In 1948, he returned to Montréal. In 1949, he moved to Longueuil, Quebec and his first book, ''L'ogre'', was published. He lived among working-class people that lived in Longueuil-annexe in those years, often offering his services for free-refusing to be paid, or omitting to ask. Not in the name of charity, but rather of solidarity- his giving was politically motivated, and he understood that his training as a doctor-his privilege- was paid for
by the misery that the francophone working class was experiencing at that time.
In 1951, he began a 30-year collaboration with ''L'Information médicale et paramédicale''. On June 28, 1952, he married Madeleine Lavallée. In 1954 he became a member of the board of the Canadian Peace Congress. In 1959 he helped in the foundation of the magazine ''Situations''. In 1960, with the help of Raoul Roy, he created l'Action socialiste pour l'indépendance du Québec.

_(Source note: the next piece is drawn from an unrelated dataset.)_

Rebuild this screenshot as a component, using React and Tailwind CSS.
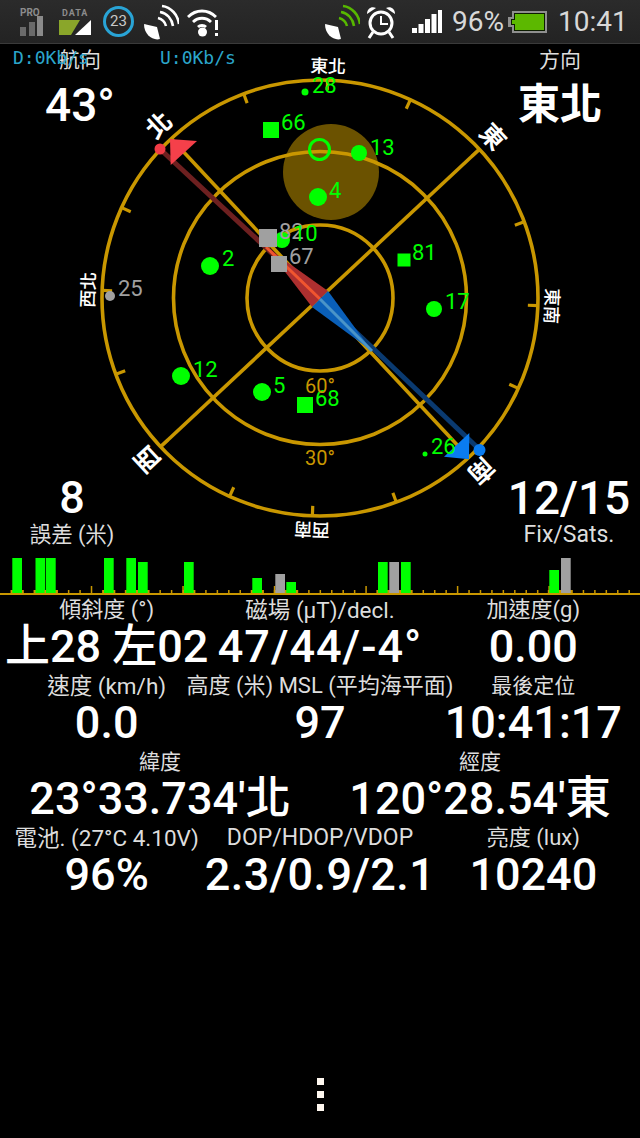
const sats = [
    { type: 'dot', x: 305, y: 92, size: 3.5, label: '28', lx: 312, ly: 85 },
    { type: 'square', x: 271, y: 130, size: 16, label: '66', lx: 281, ly: 122 },
    { type: 'dot', x: 359, y: 153, size: 8, label: '13', lx: 370, ly: 147 },
    { type: 'dot', x: 318, y: 197, size: 9, label: '4', lx: 329, ly: 190 },
    { type: 'dot', x: 282, y: 240, size: 8, label: '10', lx: 293, ly: 233 },
    { type: 'dot', x: 210, y: 266, size: 9, label: '2', lx: 222, ly: 258 },
    { type: 'square', x: 404, y: 260, size: 13, label: '81', lx: 412, ly: 252 },
    { type: 'dot', x: 434, y: 309, size: 8, label: '17', lx: 445, ly: 301 },
    { type: 'dot', x: 181, y: 376, size: 9, label: '12', lx: 193, ly: 369 },
    { type: 'dot', x: 262, y: 392, size: 9, label: '5', lx: 273, ly: 385 },
    { type: 'square', x: 305, y: 405, size: 16, label: '68', lx: 315, ly: 398 },
    { type: 'dot', x: 425, y: 454, size: 2.5, label: '26', lx: 431, ly: 446 },
];

const graySats = [
    { type: 'square', x: 268, y: 238, size: 18, label: '82', lx: 279, ly: 231 },
    { type: 'square', x: 279, y: 264, size: 16, label: '67', lx: 289, ly: 256 },
    { type: 'dot', x: 110, y: 296, size: 5, label: '25', lx: 118, ly: 288 },
];

const headings = [
    { a: -43, text: '北', r: 236, big: true },
    { a: 2, text: '東北', r: 232 },
    { a: 47, text: '東', r: 236, big: true },
    { a: 92, text: '東南', r: 232 },
    { a: 137, text: '南', r: 236, big: true },
    { a: 182, text: '西南', r: 232 },
    { a: 227, text: '西', r: 236, big: true },
    { a: 272, text: '西北', r: 232 },
];

const bars = [
    { x: 12.3, top: 558 }, { x: 35.5, top: 558 }, { x: 46, top: 558 }, { x: 104, top: 558 },
    { x: 126.3, top: 558 }, { x: 138, top: 562 }, { x: 184, top: 562 }, { x: 252.3, top: 578 },
    { x: 275.3, top: 574, gray: true }, { x: 286.3, top: 582 }, { x: 378, top: 562 },
    { x: 389.3, top: 562, gray: true }, { x: 401, top: 562 }, { x: 549.3, top: 570 },
    { x: 561, top: 558, gray: true },
];

const rows = [
    {
        cols: 3,
        items: [
            { label: '傾斜度 (°)', value: '上28 左02' },
            { label: '磁場 (µT)/decl.', value: '47/44/-4°', labelSize: 'text-[22.5px]', valueClass: 'tracking-[1px]' },
            { label: '加速度(g)', value: '0.00' },
        ],
    },
    {
        cols: 3,
        items: [
            { label: '速度 (km/h)', value: '0.0', labelSize: 'text-[22.5px]' },
            { label: '高度 (米) MSL (平均海平面)', value: '97' },
            { label: '最後定位', value: '10:41:17', labelSize: 'text-[21px]' },
        ],
    },
    {
        cols: 2,
        items: [
            { label: '緯度', value: '23°33.734′北', labelSize: 'text-[21px]' },
            { label: '經度', value: '120°28.54′東', labelSize: 'text-[21px]' },
        ],
    },
    {
        cols: 3,
        items: [
            { label: '電池. (27°C 4.10V)', value: '96%', labelSize: 'text-[22.5px]' },
            { label: 'DOP/HDOP/VDOP', value: '2.3/0.9/2.1', labelSize: 'text-[23px]', valueClass: 'tracking-[0.4px]' },
            { label: '亮度 (lux)', value: '10240' },
        ],
    },
];

function Dish({ arcs = 'white', className }) {
    return (
        <svg width="36" height="36" viewBox="0 0 36 36" className={className}>
            <path d="M1 20 C5 22 14 30 17 35 C10 37 1 31 1 20Z" fill="white" />
            <path d="M1 20 L14 23 L17 35Z" fill="white" />
            <g fill="none" stroke={arcs} strokeWidth="2.6">
                <path d="M15 14 C19 15 22 18 23 22" />
                <path d="M17 8 C24 9 29 15 30 22" />
                <path d="M19 2 C28 3 35 11 36 20" />
            </g>
        </svg>
    );
}

function StatusBar() {
    return (
        <div className="flex h-[44px] items-center border-b border-[#3a3a3a] bg-gradient-to-b from-[#2b2b2b] to-[#232323] font-['Roboto',sans-serif] text-[#d8d8d8]">
            <svg width="26" height="30" viewBox="0 0 26 30" className="ml-[19px]">
                <text x="1" y="9" className="fill-[#8c8c8c] text-[10px] font-bold">PRO</text>
                <rect x="1" y="20" width="6" height="9" fill="#6a6a6a" />
                <rect x="10" y="15" width="6" height="14" fill="#6a6a6a" />
                <rect x="18" y="9" width="6" height="20" fill="#8a8a8a" />
            </svg>
            <svg width="34" height="30" viewBox="0 0 34 30" className="ml-[14px]">
                <text x="3" y="9" className="fill-[#8c8c8c] text-[9px] font-bold tracking-[1px]">DATA</text>
                <path d="M0 13 H21 L12 28 H0Z" fill="#8aa62a" />
                <path d="M16 28 L32 13 V28Z" fill="white" />
            </svg>
            <div className="ml-[10px] flex h-[31px] w-[31px] items-center justify-center rounded-full border-[3px] border-[#29a4d6] text-[15px] text-[#c8c8c8]">23</div>
            <Dish className="ml-[9px]" />
            <svg width="34" height="32" viewBox="0 0 34 32" className="ml-[8px]">
                <g fill="none" stroke="white" strokeWidth="2.8">
                    <path d="M1 11 C9 3 21 3 29 11" />
                    <path d="M6 16 C11 11 19 11 24 16" />
                    <path d="M11 21 C13 19 17 19 19 21" />
                </g>
                <circle cx="15.5" cy="26" r="4.5" fill="white" />
                <rect x="28" y="14" width="3" height="10" fill="white" />
                <rect x="28" y="27" width="3" height="3" fill="white" />
            </svg>
            <Dish arcs="#57b800" className="ml-[103px]" />
            <svg width="32" height="34" viewBox="0 0 32 34" className="ml-[5px]">
                <circle cx="16" cy="18" r="11" fill="none" stroke="white" strokeWidth="3" />
                <path d="M16 11 V19 H23" fill="none" stroke="white" strokeWidth="2" />
                <path d="M2 9 C2 3 7 1 11 3Z" fill="white" />
                <path d="M30 9 C30 3 25 1 21 3Z" fill="white" />
                <path d="M8 27 L4 33 M24 27 L28 33" stroke="white" strokeWidth="3" />
            </svg>
            <svg width="30" height="24" viewBox="0 0 30 24" className="ml-[15px]">
                <rect x="0" y="18" width="5" height="5" fill="white" />
                <rect x="6.5" y="14" width="5" height="9" fill="white" />
                <rect x="13" y="9" width="5" height="14" fill="white" />
                <rect x="19.5" y="4" width="5" height="19" fill="white" />
                <rect x="26" y="0" width="4" height="23" fill="white" />
            </svg>
            <span className="ml-[10px] text-[28px] leading-none">96%</span>
            <svg width="40" height="24" viewBox="0 0 40 24" className="ml-[4px]">
                <path d="M4 1 H39 V23 H4 V17 H0 V7 H4Z" fill="#8f8f8f" />
                <path d="M6 3 H37 V21 H6 V15 H3 V9 H6Z" fill="#0c1c00" />
                <path d="M7 4 H36 V20 H7 V14 H4 V10 H7Z" fill="#5cb800" />
            </svg>
            <span className="ml-[10px] text-[28px] leading-none">10:41</span>
        </div>
    );
}

function SatMark({ sat, fill }) {
    return sat.type === 'dot' ? (
        <circle cx={sat.x} cy={sat.y} r={sat.size} fill={fill} />
    ) : (
        <rect x={sat.x - sat.size / 2} y={sat.y - sat.size / 2} width={sat.size} height={sat.size} fill={fill} />
    );
}

function SatLabel({ sat, fill }) {
    return (
        <text x={sat.lx} y={sat.ly} dominantBaseline="central" fill={fill} className="text-[22px]">
            {sat.label}
        </text>
    );
}

function Compass() {
    const gold = '#c99700';
    const ticks = [];
    for (let i = 0; i < 16; i++) ticks.push(-43 + i * 22.5);

    return (
        <svg viewBox="0 44 640 508" className="absolute inset-0 h-[508px] w-[640px] font-['Roboto','Noto_Sans_CJK_TC',sans-serif]">
            <circle cx="331" cy="172" r="48" fill="#6b5200" />
            <g fill="none" stroke={gold} strokeWidth="3.6">
                <circle cx="320" cy="298" r="218" />
                <circle cx="320" cy="298" r="146.5" />
                <circle cx="320" cy="298" r="73" />
                <path d="M479.4 149.3 L160.6 446.7" />
                <path d="M179 147 L461 449" />
            </g>
            {ticks.map((a) => (
                <path key={a} d="M320 80 V90" stroke={gold} strokeWidth="3.2" transform={`rotate(${a} 320 298)`} />
            ))}
            {headings.map((h) => (
                <g key={h.a} transform={`rotate(${h.a} 320 298)`}>
                    <text
                        x="320"
                        y={298 - h.r}
                        textAnchor="middle"
                        dominantBaseline="central"
                        fill="white"
                        className={h.big ? 'text-[25px] font-bold' : 'text-[18px] font-medium'}
                    >
                        {h.text}
                    </text>
                </g>
            ))}

            <path d="M160 149 L320 298" stroke="#6e2020" strokeWidth="5" />
            <path d="M320 298 L480 450" stroke="#0a3a70" strokeWidth="5" />
            <circle cx="160" cy="149" r="5.5" fill="#f23c46" />
            <path d="M170 139 L197 141 L170.7 165Z" fill="#f5404a" />
            <circle cx="479.5" cy="450" r="6" fill="#0a7cf0" />
            <path d="M469.3 433 L444 456.7 L469 459.3Z" fill="#0a7cf0" />

            <path d="M266 247 L328 291 L312 307Z" fill="#ad2f2f" />
            <path d="M266 247 L320 299" stroke="#f0552f" strokeWidth="3" />
            <path d="M372 351 L328 291 L312 307Z" fill="#0a5fb8" />
            <path d="M372 351 L320 299" stroke="#4a94c8" strokeWidth="3" />

            <circle cx="319.5" cy="149.5" r="10" fill="none" stroke="#00ff00" strokeWidth="3" />
            {sats.map((s) => (
                <SatMark key={s.label} sat={s} fill="#00ff00" />
            ))}
            {graySats.map((s) => (
                <g key={s.label}>
                    <SatMark sat={s} fill="#a0a0a0" />
                    <SatLabel sat={s} fill="#a0a0a0" />
                </g>
            ))}
            {sats.map((s) => (
                <SatLabel key={s.label} sat={s} fill="#00ff00" />
            ))}
            <text x="320" y="386" textAnchor="middle" dominantBaseline="central" fill={gold} className="text-[20px]">60°</text>
            <text x="320" y="458" textAnchor="middle" dominantBaseline="central" fill={gold} className="text-[20px]">30°</text>
        </svg>
    );
}

function BarChart() {
    const ticks = [];
    for (let i = 1; i < 56; i++) ticks.push(i);

    return (
        <svg viewBox="0 552 640 44" className="block h-[44px] w-[640px]">
            <rect x="0" y="593" width="640" height="2" fill="#c99700" />
            {ticks.map((i) => (
                <rect
                    key={i}
                    x={i * 11.44 - 0.75}
                    y={i % 8 === 0 ? 586 : 590}
                    width="1.5"
                    height={i % 8 === 0 ? 7 : 3}
                    fill="#c99700"
                />
            ))}
            {bars.map((b) => (
                <g key={b.x}>
                    <rect x={b.x - 1.5} y="590" width="12.7" height="3" fill="#c99700" />
                    <rect x={b.x} y={b.top} width="9.7" height={593 - b.top} fill={b.gray ? '#a0a0a0' : '#00ff00'} />
                </g>
            ))}
        </svg>
    );
}

export default function App() {
    return (
        <div className="flex h-[1138px] w-[640px] flex-col bg-black font-['Roboto','Noto_Sans_CJK_TC',sans-serif] text-white">
            <StatusBar />

            <div className="relative flex h-[508px] flex-col">
                <Compass />
                <div className="relative flex justify-between">
                    <div className="flex w-40 flex-col items-center">
                        <span className="h-[31px] text-[21px] leading-[32px] text-[#dddddd]">航向</span>
                        <span className="text-[46px] leading-[60px] font-medium">43°</span>
                    </div>
                    <div className="flex w-40 flex-col items-center">
                        <span className="h-[31px] text-[21px] leading-[32px] text-[#dddddd]">方向</span>
                        <span className="text-[42px] leading-[60px] font-bold">東北</span>
                    </div>
                </div>
                <div className="relative mt-auto mb-[3px] flex justify-between">
                    <div className="flex w-[144px] flex-col items-center">
                        <span className="text-[45px] leading-[46px] font-medium">8</span>
                        <span className="h-[28px] text-[21.5px] leading-[28px] text-[#dddddd]">誤差 (米)</span>
                    </div>
                    <div className="flex w-[142px] flex-col items-center">
                        <span className="text-[46px] leading-[46px] font-medium">12/15</span>
                        <span className="h-[28px] text-[23px] leading-[28px] text-[#dddddd]">Fix/Sats.</span>
                    </div>
                </div>
                <div className="absolute top-[3px] left-[13px] flex font-['DejaVu_Sans_Mono',monospace] text-[18px] leading-[22px] text-[#2ba6cb]">
                    <span className="w-[147px]">D:0Kb/s</span>
                    <span>U:0Kb/s</span>
                </div>
            </div>

            <BarChart />

            <div className="mt-[-1px] flex flex-col">
                {rows.map((row) => (
                    <div key={row.items[0].label} className={row.cols === 3 ? 'grid h-[76px] grid-cols-3' : 'grid h-[76px] grid-cols-2'}>
                        {row.items.map((item) => (
                            <div key={item.label} className="flex flex-col items-center whitespace-nowrap">
                                <span className={`h-7 leading-[30px] text-[#dddddd] ${item.labelSize || 'text-[22px]'}`}>{item.label}</span>
                                <span className={`h-12 text-[45px] leading-[48px] font-medium ${item.valueClass || ''}`}>{item.value}</span>
                            </div>
                        ))}
                    </div>
                ))}
            </div>

            <div className="mt-auto mb-[27px] flex flex-col items-center gap-[6px]">
                <div className="h-[7px] w-[7px] bg-[#fff8f0]" />
                <div className="h-[7px] w-[7px] bg-[#fff8f0]" />
                <div className="h-[7px] w-[7px] bg-[#fff8f0]" />
            </div>
        </div>
    );
}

In 1962, he received the Governor General's Award for French fiction for his book ''Contes du pays incertain''.
In 1963 he founded the Parti Rhinocéros, which he described as "an intellectual guerrilla party". He also began to write for the magazine ''Parti pris''. In 1969, he became a member of the Parti Québécois.
In 1977, the Quebec government awarded him the Prix Athanase-David. He was named an honorary member of the Union des écrivains québécois in 1981.
He died of a heart attack 1985 at his home in St-Lambert, Quebec, aged 64.